By Jane Smith
Some wore white T-shirts with “WHO’S LISTENING?” written in black across the top. Others wore white tops, each with a black crêpe-paper ribbon tied around the upper arm.
Dozens of residents protested outside Boynton Beach’s City Hall before the Jan. 17 commission meeting. They were accusing elected officials of ignoring their complaints and concerns about the increased height and traffic problems the proposed Riverwalk project would create.
For more than two years, waterway residents have said they don’t want to live in a concrete canyon. Yet, new plans were adopted recently to allow large-scale development in the city’s eastern half.
Commissioners approved the proposed 10-story Riverwalk project by a 3-2 vote in mid-January. Its owners want to build an apartment complex at the southwest corner of the Woolbright Road bridge at the Intracoastal Waterway.
Mayor Steven Grant and Commissioner Christina Romelus, both new to the commission, sided with the residents.
“We’re fighting for our way of life because you guys are trying to take it away from us,” said Harry Woodworth, former head of the Inlet Communities Association, which represents 10 waterfront communities in the city. “We came here for a small-town environment … not to be like every town from here to Miami.”
Mary Nagle, acting president of the Boynton Intracoastal Group, handed out the white T-shirts at the protest. Her group represents six communities with 2,500 residents.
“We didn’t feel like we were being heard,” Nagle said.
Resident Ed Tedtman suggested Vice Mayor Mack McCray should not vote on the project because he received $3,000 in campaign contributions from Riverwalk’s owners. Shaul Rikman, Riverwalk chairman; his wife, Jean, a residential real estate broker; and son, Mati, Riverwalk CEO, each donated $1,000 to McCray’s March re-election campaign.
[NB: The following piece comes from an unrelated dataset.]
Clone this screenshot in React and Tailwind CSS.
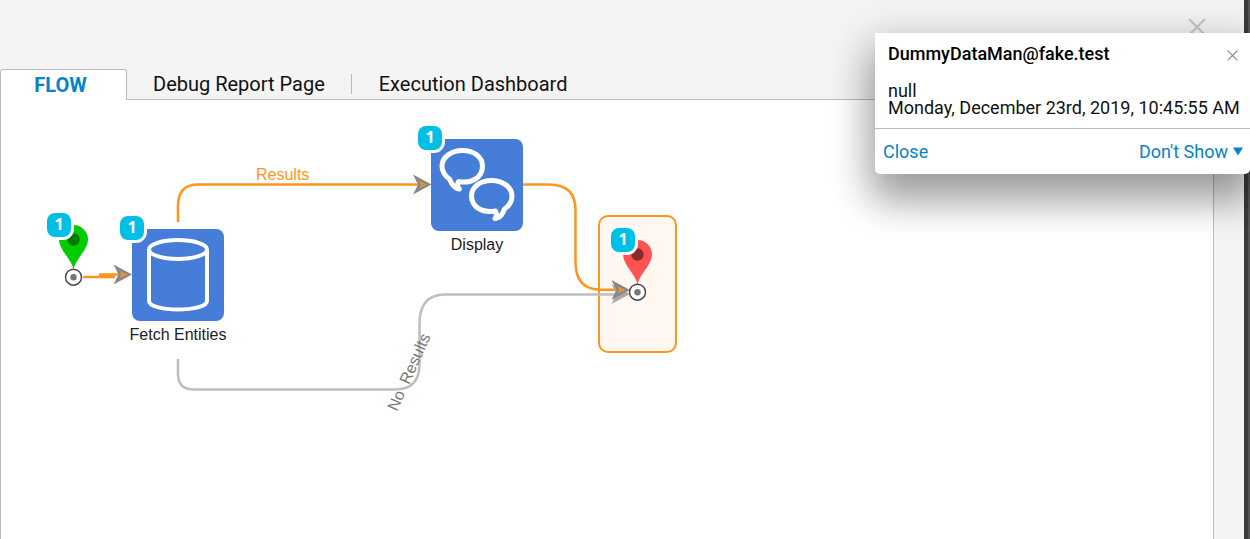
const TABS = [
  { id: 'debug', label: 'Debug Report Page' },
  { id: 'execution', label: 'Execution Dashboard' },
];

export default function App() {
  return (
    <div className="flex h-screen overflow-hidden bg-[#f4f4f4] font-['Roboto',sans-serif] text-[#111]">
      <main className="flex min-w-0 flex-1 flex-col pr-[30px]">
        <div className="flex justify-end pt-[18px] pr-2">
          <button type="button" aria-label="Close page" className="block">
            <CrossIcon className="h-[18px] w-[18px] text-[#c4c4c4]" strokeWidth="2" />
          </button>
        </div>

        {/* Tabs */}
        <nav className="mt-[33px] flex h-[31px] items-stretch text-xl leading-[30px]">
          <button type="button" className="w-[127px] rounded-t-[3px] border border-b-0 border-[#bbb] bg-white pr-[6px] font-bold text-[#0584c6]">
            FLOW
          </button>
          <div className="flex flex-1 items-center border-b border-[#bbb]">
            {TABS.map((tab, i) => (
              <button
                key={tab.id}
                type="button"
                className={i === 0 ? 'px-[26px]' : 'h-5 border-l border-[#bbb] px-[27px] leading-5'}
              >
                {tab.label}
              </button>
            ))}
          </div>
        </nav>

        <FlowCanvas />
      </main>

      {/* Edge of the window behind */}
      <div className="w-[6px] border-r-2 border-[#555] bg-[#3a3a3a]" />

      <Notification />
    </div>
  );
}

function Notification() {
  return (
    <section className="absolute top-[33px] right-0 w-[375px] rounded-b-[5px] bg-white text-lg leading-[17px] shadow-[0_24px_38px_3px_rgba(0,0,0,0.32),0_9px_46px_8px_rgba(0,0,0,0.12)]">
      <div className="flex items-center justify-between pt-3 pr-3 pl-[13px]">
        <h2 className="font-medium text-black">DummyDataMan@fake.test</h2>
        <button type="button" aria-label="Dismiss">
          <CrossIcon className="mt-[3px] h-[11px] w-[11px] text-[#888]" strokeWidth="2" />
        </button>
      </div>
      <div className="border-b border-[#bbb] px-[13px] pt-5 pb-3">
        <p>null</p>
        <p className="whitespace-nowrap">Monday, December 23rd, 2019, 10:45:55 AM</p>
      </div>
      <div className="flex h-[45px] items-center justify-between pr-[7px] pl-2 text-[#0584c6]">
        <button type="button">Close</button>
        <button type="button" className="flex items-center gap-[5px]">
          Don't Show
          <svg className="h-[9px] w-[10px]" viewBox="0 0 10 9" fill="currentColor">
            <path d="M0 0.5H10L5 8.5Z" />
          </svg>
        </button>
      </div>
    </section>
  );
}

function FlowCanvas() {
  return (
    <div className="relative flex-1 overflow-hidden border-x border-[#bbb] bg-white font-['Liberation_Sans',Arial,sans-serif] text-base">
      {/* Selected end step */}
      <div className="absolute top-[115px] left-[597px] h-[138px] w-[79px] rounded-[10px] border-2 border-[#ff951f] bg-[#fff7f0]" />

      <Edges />

      <Node name="Fetch Entities" className="left-[131px] top-[129px]">
        <DatabaseIcon />
      </Node>
      <Node name="Display" className="left-[430px] top-[39px]">
        <ChatIcon />
      </Node>

      <Pin className="left-[57px] top-[124px] text-[#00cc00]" dot="#007a00" />
      <Pin className="left-[621px] top-[139px] text-[#ff5252]" dot="#8a2a2a" />

      <Badge className="left-[43px] top-[110px]" />
      <Badge className="left-[116px] top-[113px]" />
      <Badge className="left-[414px] top-[23px]" />
      <Badge className="left-[607px] top-[125px]" />
    </div>
  );
}

function Edges() {
  return (
    <svg className="absolute top-0 left-0 h-[439px] w-[720px]" viewBox="0 0 720 439" fill="none">
      <g strokeWidth="2.5">
        <path stroke="#bfbfbf" d="M177 259V274Q177 289.5 193 289.5H394C411 289.5 418.500 280 418.500 264V224C418.500 204 427 194.500 444 194.500H618" />
        <path stroke="#ff951f" d="M177 122V106Q177 84.500 197 84.500H418" />
        <path stroke="#ff951f" d="M522 84.500H548C566 84.500 574.500 93 574.500 110V162C574.500 181 583 189.700 600 189.700H615" />
        <path stroke="#ff951f" d="M82 177H114M98 174.500H121" />
      </g>
      <g fill="#aaa">
        <ArrowHead x={629} y={194} />
      </g>
      <g fill="#888">
        <ArrowHead x={131} y={174.5} inner />
        <ArrowHead x={430.5} y={84.5} inner />
        <ArrowHead x={629} y={190} inner />
      </g>
      <text x="255" y="80" fill="#ff951f">Results</text>
      <text transform="translate(396 312) rotate(-66)" fill="#777">No{'\u00a0\u00a0'}Results</text>
    </svg>
  );
}

function ArrowHead({ x, y, inner }) {
  return (
    <g transform={`translate(${x} ${y})`}>
      <path d="M0 0L-18.500-10L-13.500 0L-18.500 10Z" />
      {inner && <path stroke="#ff951f" strokeWidth="1.2" d="M-11-2L-6 0L-11 2L-10 0Z" />}
    </g>
  );
}

function Node({ name, className, children }) {
  return (
    <div className={`absolute flex w-[92px] flex-col items-center ${className}`}>
      <div className="h-[92px] w-full rounded-lg bg-[#467dd8]">{children}</div>
      <span className="mt-1 whitespace-nowrap leading-5 text-[#222]">{name}</span>
    </div>
  );
}

function Badge({ className }) {
  return (
    <span className={`absolute h-[30px] w-[30px] rounded-[11px] border-3 border-white bg-[#00bfe6] text-center font-['Open_Sans',sans-serif] font-bold leading-[22px] text-white ${className}`}>
      1
    </span>
  );
}

function Pin({ className, dot }) {
  return (
    <svg className={`absolute h-[64px] w-[32px] ${className}`} viewBox="0 0 32 64" fill="none">
      <path fill="currentColor" d="M15.500 46C14.500 36 1 26 1 15.500A14.500 14.500 0 0 1 30 15.500C30 26 16.500 36 15.500 46Z" />
      <circle cx="15.500" cy="15.500" r="6.200" fill={dot} />
      <circle cx="15.500" cy="53.200" r="8" fill="#fff" stroke="#444" strokeWidth="1.400" />
      <circle cx="15.500" cy="53.200" r="3.200" fill="#777" />
    </svg>
  );
}

function DatabaseIcon() {
  return (
    <svg className="h-full w-full" viewBox="0 0 92 92" fill="none" stroke="#fff" strokeWidth="4">
      <ellipse cx="46" cy="20.500" rx="29" ry="9.500" />
      <path d="M17 20.500V72C17 77 29.500 80.500 46 80.500S75 77 75 72V20.500" />
    </svg>
  );
}

function ChatIcon() {
  return (
    <svg className="h-full w-full" viewBox="0 0 92 92" fill="none" stroke="#fff" strokeWidth="5" strokeLinejoin="round">
      <path d="M28.500 50C26.500 48.500 26 46 27.500 42.500C41.500 45 51.500 38 51.500 27C51.500 17.500 42.500 11.500 31.500 11.500S11 18 11 27C11 33 14 37 18.500 40C20.500 45 23 49.500 28.500 50Z" />
      <path d="M64 79.500C65.500 78 66 75.500 64.500 72C50.500 74.500 40.500 67.500 40.500 57C40.500 47.500 49.500 41.500 60.500 41.500S81 48 81 57C81 63 78 67 73.500 70C71.500 75 69.500 79 64 79.500Z" />
    </svg>
  );
}

function CrossIcon({ className, strokeWidth }) {
  return (
    <svg className={className} viewBox="0 0 18 18" fill="none" stroke="currentColor" strokeWidth={strokeWidth}>
      <path d="M1 1L17 17M17 1L1 17" />
    </svg>
  );
}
“It’s a way to hide a bribe,” Tedtman said.
While the developers’ campaign donations may appear improper to some, they are permitted on all levels of government.
McCray defended himself, saying he is not being bought. He said he would vote for the Riverwalk project because the developer promised to hire workers without college educations from his district. However, the commitment was not written into the developer agreement.
Commissioner Joe Casello said the project had been vetted for the past two years.
“Through this whole debate, we have voted for [higher density in the CRA district],” he said.
Isram Realty, the company owned by the Rikmans, is “not a flipper of properties. [Rikman] is community-oriented and will be an asset to Boynton Beach,” Casello said.
Boynton Beach lost its innocence in the late 1960s, he said. “Boynton Beach is not going to be a quaint fishing village,” Casello said. “We are growing, people.”
Commissioner Justin Katz explained that he was voting for the Riverwalk proposal because he wanted to generate money to save the old high school in the Town Square project. It’s always about money that helps the town, he said.
He said the abandoned Winn-Dixie grocery store on the Intracoastal Waterway was an eyesore and blight on the community with homeless people living there.
“It’s a desolate, dangerous area,” he said. “Nobody gets everything they want.”
The 10-story, U-shaped apartment complex will replace the Winn-Dixie.
Residents on its upper floors will have views of the Atlantic Ocean along with the adjacent Intracoastal. That will allow the project to charge as much as $2,200 in monthly rent for some of its 326 units.
The developer received approval for an additional 5 feet above the 10 stories for parapets and other architectural embellishments to help hide pipes and air-conditioning units.
Construction will be done in phases, with the apartment complex starting by the end of the year.
A 4,666-square-foot building will be constructed along Federal Highway in the second phase. The Walgreen’s drug store/Jo-Ann Fabrics and Crafts building, also along Federal, will be renovated in the third phase.